Exercise details
Write out, word for word, every line from the first one through the line that holds "const subItems = ['Pages', 'Entry", and nothing else; skip the pictures.

Data excerpt
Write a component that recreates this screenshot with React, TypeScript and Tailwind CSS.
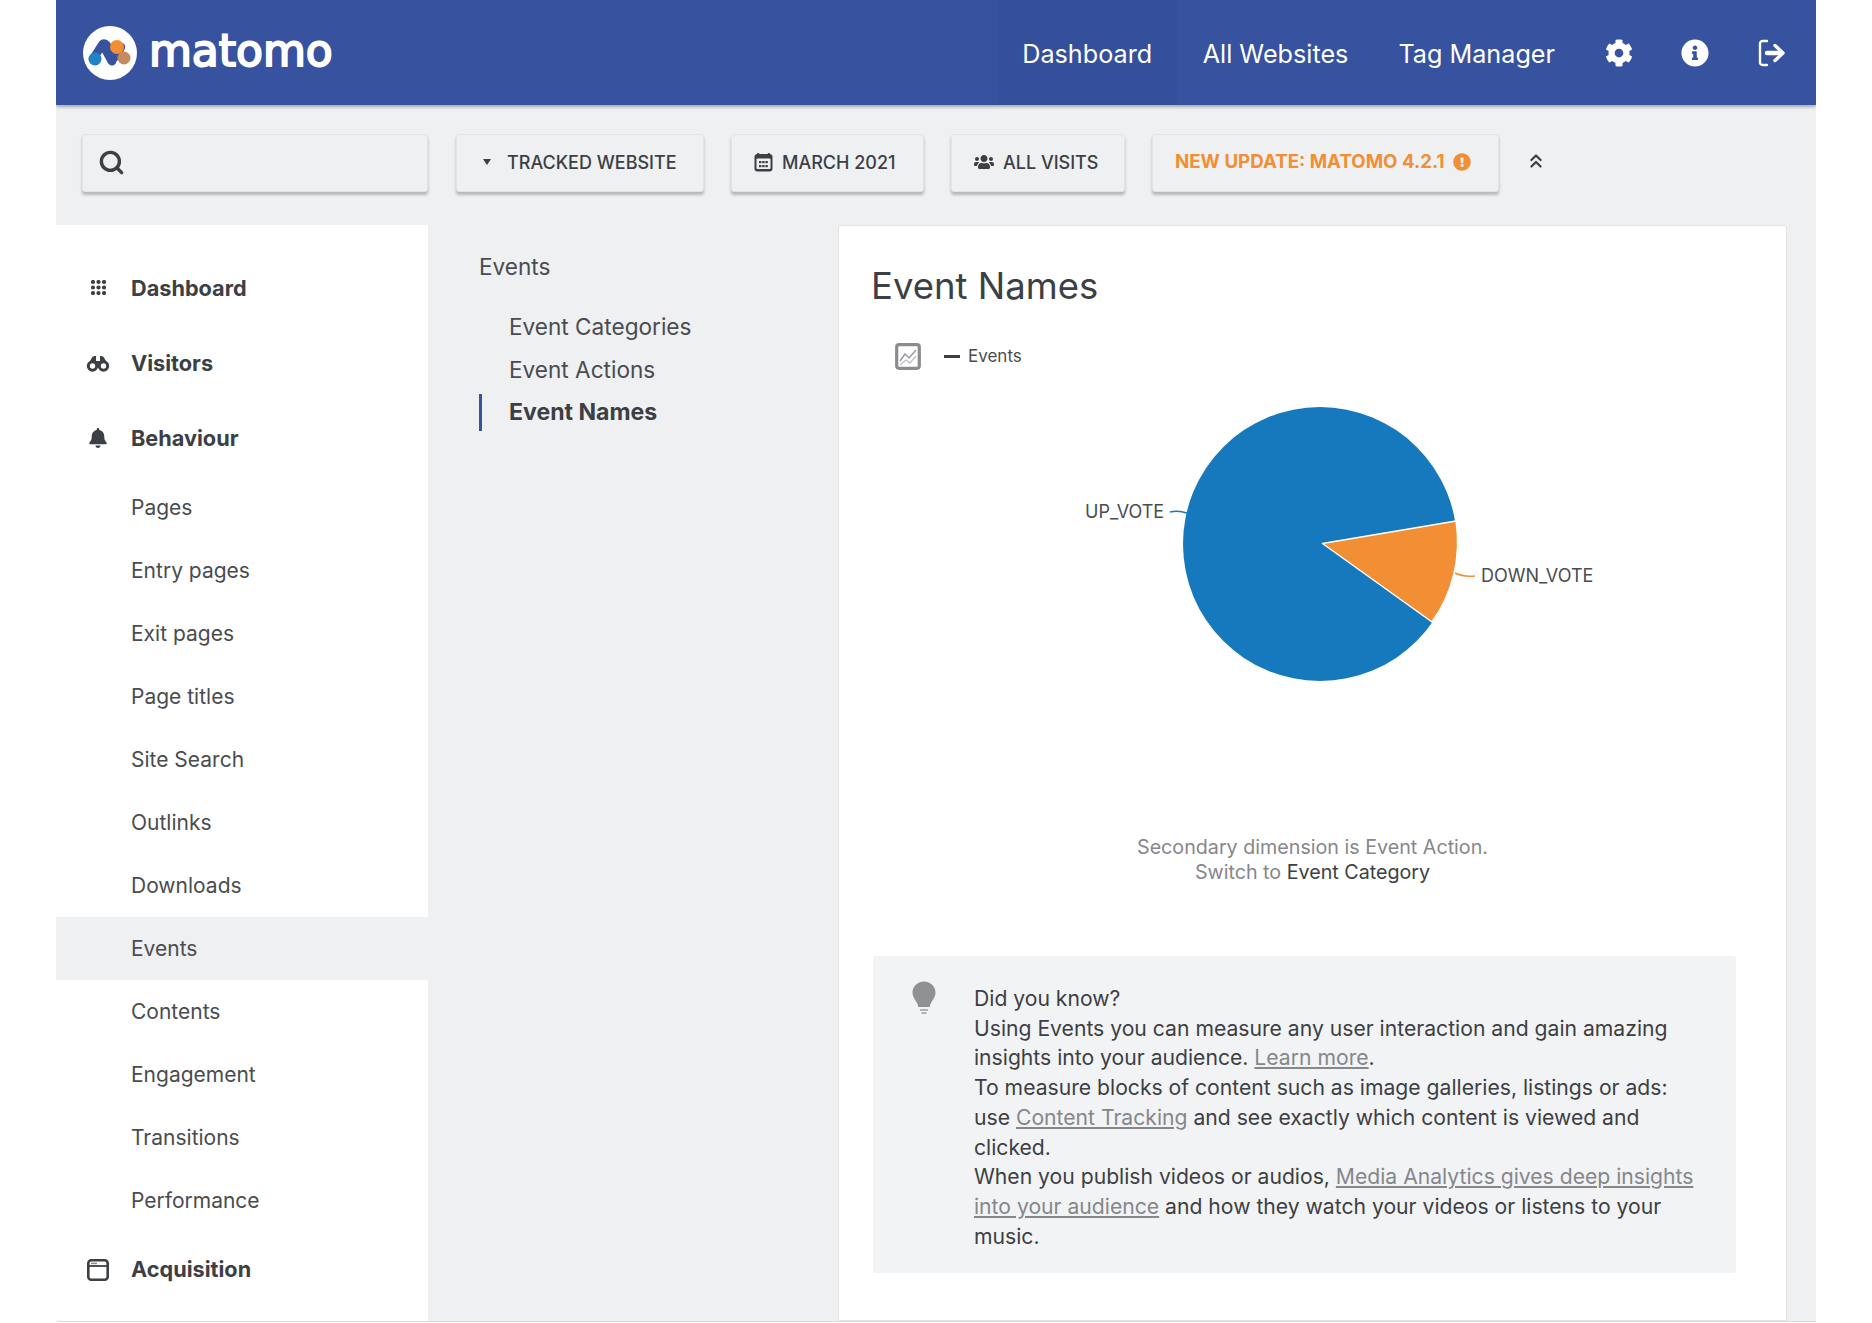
import { FaBell, FaCog, FaExclamationCircle, FaInfoCircle, FaUsers } from 'react-icons/fa'
import { ChevronsUp, Search } from 'lucide-react'

const subItems = ['Pages', 'Entry pages', 'Exit pages', 'Page titles', 'Site Search', 'Outlinks', 'Downloads', 'Events', 'Contents', 'Engagement', 'Transitions', 'Performance']

function Logo() {
  return (
    <div className="flex items-center gap-3">
      <svg width="54" height="54" viewBox="0 0 54 54" className="shrink-0">
        <circle cx="27" cy="27" r="27" fill="#fff" />
        <path d="M10 33 L19 19 Q21 16 23.5 19 L29 30 Q31 33 33 30 L38 21" fill="none" stroke="#37529f" strokeWidth="8.5" strokeLinecap="round" strokeLinejoin="round" />
        <path d="M22 22 L29 35" fill="none" stroke="#37529f" strokeWidth="9" strokeLinecap="round" />
        <circle cx="12" cy="33" r="6.5" fill="#1f83c4" />
        <circle cx="34" cy="21" r="7" fill="#f28e33" />
        <circle cx="41" cy="32" r="6.5" fill="#c58a60" />
      </svg>
      <span className="mb-[3px] font-['DejaVu_Sans',sans-serif] text-[44px] leading-none text-white [-webkit-text-stroke:2px_#fff]">matomo</span>
    </div>
  )
}

function LogoutIcon() {
  return (
    <svg width="28" height="28" viewBox="0 0 28 28" fill="none">
      <path d="M10 2H5.5A2.5 2.5 0 0 0 3 4.5v19A2.5 2.5 0 0 0 5.5 26H10" stroke="#fff" strokeWidth="2.4" strokeLinecap="round" />
      <path d="M10 14h14" stroke="#fff" strokeWidth="4.4" strokeLinecap="round" />
      <path d="M18 6.5L26 14l-8 7.5" stroke="#fff" strokeWidth="3.4" strokeLinecap="round" strokeLinejoin="round" />
    </svg>
  )
}

function GridIcon() {
  return (
    <svg width="15" height="15" viewBox="0 0 15 15" fill="#3c3f44" className="-mt-[2px]">
      {[2, 7.5, 13].map((y) => [2, 7.5, 13].map((x) => <circle key={`${x}-${y}`} cx={x} cy={y} r="2.1" />))}
    </svg>
  )
}

function BinocularsIcon() {
  return (
    <svg width="24" height="17" viewBox="0 0 24 17" fill="none" className="-mt-[1px]">
      <path d="M2 10 L6 2.5 Q7 1 8.5 1 H10 V6 H14 V1 H15.5 Q17 1 18 2.5 L22 10 Z" fill="#3c3f44" />
      <circle cx="6.5" cy="11" r="4.2" fill="#fff" stroke="#3c3f44" strokeWidth="3" />
      <circle cx="17.5" cy="11" r="4.2" fill="#fff" stroke="#3c3f44" strokeWidth="3" />
    </svg>
  )
}

function WindowIcon() {
  return (
    <svg width="22" height="22" viewBox="0 0 22 22" fill="none">
      <rect x="1.3" y="1.3" width="19.4" height="19.4" rx="3" stroke="#3c3f44" strokeWidth="2.6" />
      <path d="M1.5 7h19" stroke="#3c3f44" strokeWidth="1.8" />
      <path d="M4 4.4h6" stroke="#8a8c90" strokeWidth="1.6" />
    </svg>
  )
}

function CalendarIcon() {
  return (
    <svg width="19" height="20" viewBox="0 0 19 20" className="mr-[9px]">
      <rect x="0.5" y="2" width="18" height="17.5" rx="3" fill="#3c3f44" />
      <rect x="3" y="1" width="2.4" height="3" rx="1" fill="#3c3f44" />
      <rect x="13.6" y="1" width="2.4" height="3" rx="1" fill="#3c3f44" />
      <rect x="2.5" y="6.5" width="14" height="10.5" rx="1" fill="#eef0f2" />
      {[9, 13].map((y) => [5, 8.2, 11.4].map((x) => <rect key={`${x}-${y}`} x={x} y={y} width="2.4" height="2.2" fill="#3c3f44" />))}
    </svg>
  )
}

function BulbIcon() {
  return (
    <svg width="24" height="35" viewBox="0 0 24 35" className="shrink-0">
      <path d="M12 0.5C5.5 0.5 0.5 5.5 0.5 11.5c0 4.6 3 7.6 4.5 10.5 1 2 1 3 1.2 4h11.6c.2-1 .2-2 1.2-4 1.5-2.9 4.5-5.9 4.5-10.5C23.5 5.5 18.5 0.5 12 0.5z" fill="#8f9194" />
      <path d="M8 29h8M9.5 32h5" stroke="#b0b2b5" strokeWidth="1.8" />
    </svg>
  )
}

function ChartToggleIcon() {
  return (
    <svg width="26" height="27" viewBox="0 0 26 27" fill="none">
      <rect x="1.7" y="1.7" width="22.6" height="23.6" rx="2.5" fill="#fff" stroke="#8a8c90" strokeWidth="3.2" />
      <path d="M5 18l5-7 4 4 7-8" stroke="#9b9da0" strokeWidth="1.5" />
      <path d="M5 22l6-5 4 3 6-7" stroke="#c2c3c5" strokeWidth="1.5" />
    </svg>
  )
}

function ToolButton({ className, children }: { className: string; children: React.ReactNode }) {
  return (
    <div className={`flex h-[58px] shrink-0 items-center rounded-[3px] border border-[#e2e3e5] bg-[#eef0f2] pb-[2px] shadow-[0_3px_3px_rgba(0,0,0,0.24)] ${className}`}>
      {children}
    </div>
  )
}

function GroupRow({ icon, label }: { icon: React.ReactNode; label: string }) {
  return (
    <div className="flex h-[75px] items-center">
      <div className="flex w-[75px] shrink-0 justify-center pl-[9px]">{icon}</div>
      <span className="text-[21.7px] font-bold text-[#3c3f44]">{label}</span>
    </div>
  )
}

function PieChart() {
  return (
    <svg width="947" height="320" viewBox="0 0 947 320" className="block">
      <circle cx="481" cy="143" r="137" fill="#1779bd" />
      <path d="M483.5 142.5 L617 120 A137 137 0 0 1 593 221 Z" fill="#f28e33" stroke="#fff" strokeWidth="1.5" strokeLinejoin="round" />
      <path d="M331 111 q8 -2 17 1" fill="none" stroke="#1779bd" strokeWidth="1.5" />
      <path d="M616 172 q8 4 20 3" fill="none" stroke="#f28e33" strokeWidth="1.5" />
      <text x="246" y="117" fontSize="18" fill="#4a4c50">UP_VOTE</text>
      <text x="642" y="181" fontSize="18" fill="#4a4c50">DOWN_VOTE</text>
    </svg>
  )
}

export default function App() {
  return (
    <div className="h-[1323px] w-[1872px] overflow-hidden bg-white pl-[56px] font-['Inter',sans-serif]">
      <div className="flex h-[1322px] w-[1760px] flex-col overflow-hidden rounded-bl-[4px] border-b border-[#d9d9d9] bg-[#eef0f2]">
        {/* Header */}
        <header className="flex h-[105px] shrink-0 items-center justify-between bg-[#37529f] pl-[27px] pr-[31px] shadow-[0_2px_3px_rgba(0,0,0,0.3)]">
          <Logo />
          <nav className="flex h-full items-center text-[25.2px] text-white">
            <div className="flex h-full w-[179px] items-center justify-center bg-[#35509b] pt-[4px]">Dashboard</div>
            <div className="ml-[26px] pt-[4px]">All Websites</div>
            <div className="ml-[50px] pt-[4px]">Tag Manager</div>
            <FaCog className="ml-[50px] h-[28px] w-[28px]" />
            <FaInfoCircle className="ml-[48px] h-[28px] w-[28px]" />
            <div className="ml-[48px]"><LogoutIcon /></div>
          </nav>
        </header>

        {/* Toolbar */}
        <div className="flex h-[120px] shrink-0 items-start pl-[26px] pt-[29px]">
          <ToolButton className="w-[346px] pl-[15px]">
            <Search className="h-[27px] w-[27px] text-[#3c3f44]" strokeWidth={3} />
          </ToolButton>
          <ToolButton className="ml-[28px] w-[248px] pl-[26px] text-[18px] font-medium text-[#3c3f44]">
            <span className="mr-[16px] h-0 w-0 border-x-[4px] border-t-[6px] border-x-transparent border-t-[#3c3f44]" />
            TRACKED WEBSITE
          </ToolButton>
          <ToolButton className="ml-[27px] w-[193px] pl-[22px] text-[18px] font-medium text-[#3c3f44]">
            <CalendarIcon />
            MARCH 2021
          </ToolButton>
          <ToolButton className="ml-[27px] w-[174px] pl-[22px] text-[18px] font-medium text-[#3c3f44]">
            <FaUsers className="mr-[9px] h-[20px] w-[20px]" />
            ALL VISITS
          </ToolButton>
          <ToolButton className="ml-[27px] w-[347px] pl-[22px] text-[18.7px] font-bold text-[#f28e33]">
            NEW UPDATE: MATOMO 4.2.1
            <FaExclamationCircle className="ml-[8px] h-[18px] w-[18px]" />
          </ToolButton>
          <ChevronsUp className="ml-[26px] mt-[16px] h-[22px] w-[22px] text-[#3c3f44]" strokeWidth={2.4} />
        </div>

        <div className="flex min-h-0 flex-1">
          {/* Sidebar */}
          <aside className="w-[372px] shrink-0 bg-white pt-[26px]">
            <GroupRow icon={<GridIcon />} label="Dashboard" />
            <GroupRow icon={<BinocularsIcon />} label="Visitors" />
            <GroupRow icon={<FaBell className="-mt-[2px] h-[20px] w-[20px] text-[#3c3f44]" />} label="Behaviour" />
            {subItems.map((item) => (
              <div key={item} className={`flex h-[63px] items-center pl-[75px] text-[21px] text-[#4a4c50] ${item === 'Events' ? 'bg-[#eef0f2]' : ''}`}>
                {item}
              </div>
            ))}
            <GroupRow icon={<WindowIcon />} label="Acquisition" />
          </aside>

          {/* Secondary menu */}
          <div className="w-[410px] shrink-0 pl-[51px] pt-[27px] text-[22.6px] text-[#4a4c50]">
            <div className="h-[30px] leading-[30px]">Events</div>
            <div className="mt-[23px] h-[43px] pl-[30px] leading-[43px]">Event Categories</div>
            <div className="h-[43px] pl-[30px] leading-[43px]">Event Actions</div>
            <div className="flex h-[43px] items-center">
              <div className="h-[37px] w-[3px] bg-[#37529f]" />
              <span className="pl-[27px] text-[23.1px] font-bold text-[#3c3f44]">Event Names</span>
            </div>
          </div>

          {/* Card */}
          <main className="w-[949px] shrink-0 rounded-t-[3px] border border-[#e2e3e5] bg-white">
            <h1 className="pl-[32px] pt-[36px] text-[36.5px] leading-[48px] text-[#3c3f44]">Event Names</h1>
            <div className="mt-[33px] flex h-[27px] items-center pl-[56px]">
              <ChartToggleIcon />
              <div className="ml-[23px] h-[3px] w-[16px] bg-[#3c3f44]" />
              <span className="ml-[8px] pt-[1px] text-[17px] text-[#4a4c50]">Events</span>
            </div>
            <div className="mt-[31px]">
              <PieChart />
            </div>
            <div className="mt-[114px] text-center text-[19.7px] leading-[25px] text-[#85878b]">
              <div>Secondary dimension is Event Action.</div>
              <div>Switch to <span className="text-[#3c3f44]">Event Category</span></div>
            </div>
            <div className="ml-[34px] mt-[71px] flex h-[317px] w-[863px] rounded-[3px] bg-[#f2f3f5] pl-[39px] pt-[25px]">
              <BulbIcon />
              <p className="ml-[38px] mt-[3px] w-[725px] text-[21.15px] leading-[29.7px] text-[#3c3f44]">
                Did you know?<br />
                Using Events you can measure any user interaction and gain amazing insights into your audience. <a className="text-[#85878b] underline">Learn more</a>.<br />
                To measure blocks of content such as image galleries, listings or ads: use <a className="text-[#85878b] underline">Content Tracking</a> and see exactly which content is viewed and clicked.<br />
                When you publish videos or audios, <a className="text-[#85878b] underline">Media Analytics gives deep insights into your audience</a> and how they watch your videos or listens to your music.
              </p>
            </div>
          </main>
        </div>
      </div>
    </div>
  )
}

Exercise response
Write a component that recreates this screenshot with React, TypeScript and Tailwind CSS.
import { FaBell, FaCog, FaExclamationCircle, FaInfoCircle, FaUsers } from 'react-icons/fa'
import { ChevronsUp, Search } from 'lucide-react'

const subItems = ['Pages', 'Entry pages', 'Exit pages', 'Page titles', 'Site Search', 'Outlinks', 'Downloads', 'Events', 'Contents', 'Engagement', 'Transitions', 'Performance']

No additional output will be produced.